Dubai - 'It was his pure passion to feed people that made him truly special'
"For years, he fed hundreds and thousands of people with his own hands and while at it, he showed the world how a biryani is made delicious by just putting one's heart to it. Yesterday marked the end of an era," Moin Jaffer Mansuri, the third of the master chef's four sons and the fifth of his seven children, told Khaleej Times a day after his father was laid to rest in Mumbai's Bada Qabristan on Marine Lines following maghrib prayers. He breathed his last earlier in the afternoon at the Breach Candy hospital after scripting a legacy that stretched seven decades, transcended borders and drew thousands of biryani faithful around the world, including those here in Dubai and rest of the country.
"It was his pure passion to feed people that made him truly special," said Moin, who runs the eponymous Jaffer Bhai's restaurant on Zabeel Road in Dubai and was all set to open a second outlet in Barsha on September 11. "All of that has been put on hold, obviously. He was due to come and inaugurate the restaurant. He had also vowed to spend at least a month with us this time in Dubai but it's a promise he sadly couldn't keep," added the Dubai restaurateur, who last spent time with his father in Dubai in 2017 for "few days" on his way back to India from an Umrah trip in Saudi Arabia.
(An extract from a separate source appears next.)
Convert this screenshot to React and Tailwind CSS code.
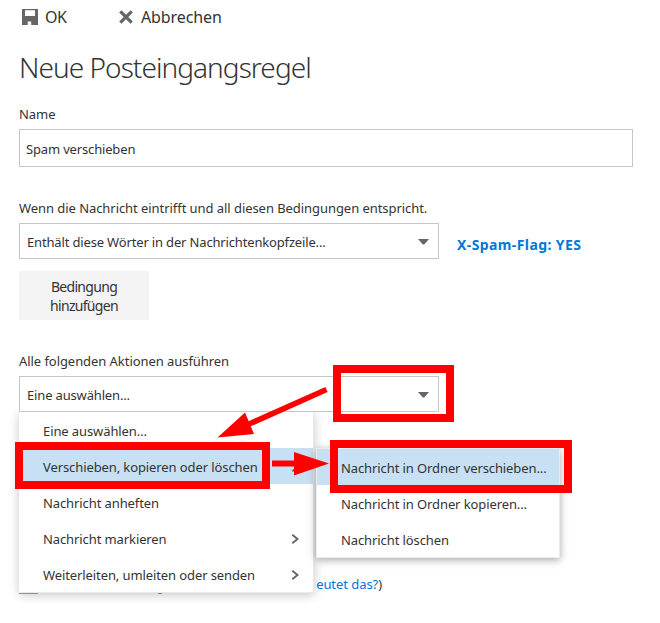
import React from 'react';

const SaveIcon = () => (
  <svg width="16" height="16" viewBox="0 0 16 16" className="block shrink-0">
    <path fillRule="evenodd" fill="#666666" d="M0 0H16V16H0Z M3 1.300V7H13V1.300Z M5.700 12.500V16H9.200V12.500Z" />
  </svg>
);

const CancelIcon = () => (
  <svg width="14" height="14" viewBox="0 0 14 14" className="block shrink-0">
    <path d="M1.300 1.300L12.700 12.700M12.700 1.300L1.300 12.700" stroke="#666666" strokeWidth="3.200" />
  </svg>
);

const Caret = () => (
  <svg width="11" height="6" viewBox="0 0 11 6" className="mt-px block shrink-0">
    <path d="M0 0H11L6.200 5.600H4.800Z" fill="#666666" />
  </svg>
);

const Chevron = () => (
  <svg width="8" height="10" viewBox="0 0 8 10" className="mt-px block shrink-0">
    <path d="M1.300 0.800L6.500 5L1.300 9.200" fill="none" stroke="#666666" strokeWidth="1.900" />
  </svg>
);

const SelectBox = ({ value }) => (
  <div className="relative z-10 flex h-9 w-[420px] items-center justify-between border border-[#c6c6c6] bg-white pr-[9px] pl-[7px]">
    <span className="pt-[3px] text-[13px] tracking-[-0.16px]">{value}</span>
    <Caret />
  </div>
);

const MenuItem = ({ label, active, submenu }) => (
  <div className={`flex h-9 items-center justify-between pr-3.5 pl-6 whitespace-nowrap ${active ? 'bg-[#c7e0f4]' : ''}`}>
    <span className="pt-[3px] text-[13px] tracking-[-0.1px]">{label}</span>
    {submenu && <Chevron />}
  </div>
);

const actions = [
  { label: 'Eine auswählen...' },
  { label: 'Verschieben, kopieren oder löschen', active: true, submenu: true },
  { label: 'Nachricht anheften' },
  { label: 'Nachricht markieren', submenu: true },
  { label: 'Weiterleiten, umleiten oder senden', submenu: true },
];

const folderActions = [
  { label: 'Nachricht in Ordner verschieben...', active: true },
  { label: 'Nachricht in Ordner kopieren...' },
  { label: 'Nachricht löschen' },
];

const Highlights = () => (
  <>
    <div className="absolute top-[365px] left-[333px] z-20 h-[57px] w-[121px] border-8 border-[#ff0000]" />
    <div className="absolute top-[442px] left-[15px] z-20 h-[47px] w-[255px] border-8 border-[#ff0000]" />
    <div className="absolute top-[440px] left-[330px] z-20 h-[53px] w-[242px] border-8 border-[#ff0000]" />
    <svg width="120" height="100" viewBox="215 380 120 100" className="absolute top-[380px] left-[215px] z-20">
      <path d="M326.500 389.500L248 424.500" stroke="#ff0000" strokeWidth="5.600" />
      <path d="M217.500 437.500L245 412.500L254 434Z" fill="#ff0000" />
      <path d="M272 463.500H296" stroke="#ff0000" strokeWidth="6" />
      <path d="M294 452V475.500L329 463.500Z" fill="#ff0000" />
    </svg>
  </>
);

const App = () => {
  return (
    <div className="relative h-[623px] w-[660px] overflow-hidden bg-white pl-[19px] font-['Noto_Sans',sans-serif] text-[13px] tracking-[-0.06px] text-[#333333]">
      <div className="flex h-[34px] items-center text-base">
        <div className="flex w-[100px] items-center gap-[7px] pl-[3px]">
          <SaveIcon />
          <span className="tracking-[-0.5px]">OK</span>
        </div>
        <div className="flex items-center gap-2">
          <CancelIcon />
          <span className="tracking-[-0.1px]">Abbrechen</span>
        </div>
      </div>

      <h1 className="flex h-[66px] items-center text-[28px] font-light tracking-[-0.95px]">Neue Posteingangsregel</h1>

      <label className="flex h-[29px] items-center">Name</label>
      <div className="flex h-[38px] w-[614px] items-center border border-[#c6c6c6] pt-[3px] pl-1.5 tracking-[-0.16px]">
        Spam verschieben
      </div>

      <div className="mt-[27px] flex h-[29px] items-center">Wenn die Nachricht eintrifft und all diesen Bedingungen entspricht.</div>
      <div className="flex items-center gap-[18px]">
        <SelectBox value="Enthält diese Wörter in der Nachrichtenkopfzeile..." />
        <span className="pt-[7px] text-sm font-bold tracking-[0.4px] text-[#0078d7]">X-Spam-Flag: YES</span>
      </div>
      <button className="mt-3 flex h-[49px] w-[130px] items-center justify-center bg-[#f4f4f4] px-6 text-sm leading-[19px] tracking-[-0.7px]">
        Bedingung hinzufügen
      </button>

      <div className="mt-[27px] flex h-[29px] items-center">Alle folgenden Aktionen ausführen</div>
      <SelectBox value="Eine auswählen..." />

      {/* mostly hidden behind the open menu */}
      <div className="mt-[163px] flex h-[19px] w-[363px] items-start justify-between">
        <span className="h-[19px] w-[19px] border border-[#a6a6a6]" />
        <span className="ml-[120px] h-[19px] w-1 border-b border-[#999999]" />
        <span className="ml-auto leading-[19px]">
          <span className="text-[#0078d7]">eutet das?</span>)
        </span>
      </div>

      <div className="absolute top-[412px] left-[19px] w-[295px] border-r border-b border-[#eaeaea] bg-white shadow-[0_2px_10px_rgba(0,0,0,0.22)]">
        {actions.map((item) => (
          <MenuItem key={item.label} {...item} />
        ))}
      </div>

      <div className="absolute top-[448px] left-[316px] w-[244px] border border-[#eaeaea] bg-white shadow-[0_2px_8px_rgba(0,0,0,0.35)]">
        {folderActions.map((item) => (
          <MenuItem key={item.label} {...item} />
        ))}
      </div>

      <Highlights />
    </div>
  );
};

export default App;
"He always reminded me that the foundation of his business was the reputation he painstakingly built over the years and that I must protect that name and image," said Moin, while recalling a story of how his father started out by delivering biryanis on a bicycle he bought in the 1950s for what was "a stash of Rs180 (Dh9)" in those days. Jafferbhai's restaurant in Dubai was voted one of the country's best biryani outlets in an unofficial poll by two Emirati bloggers in 2017.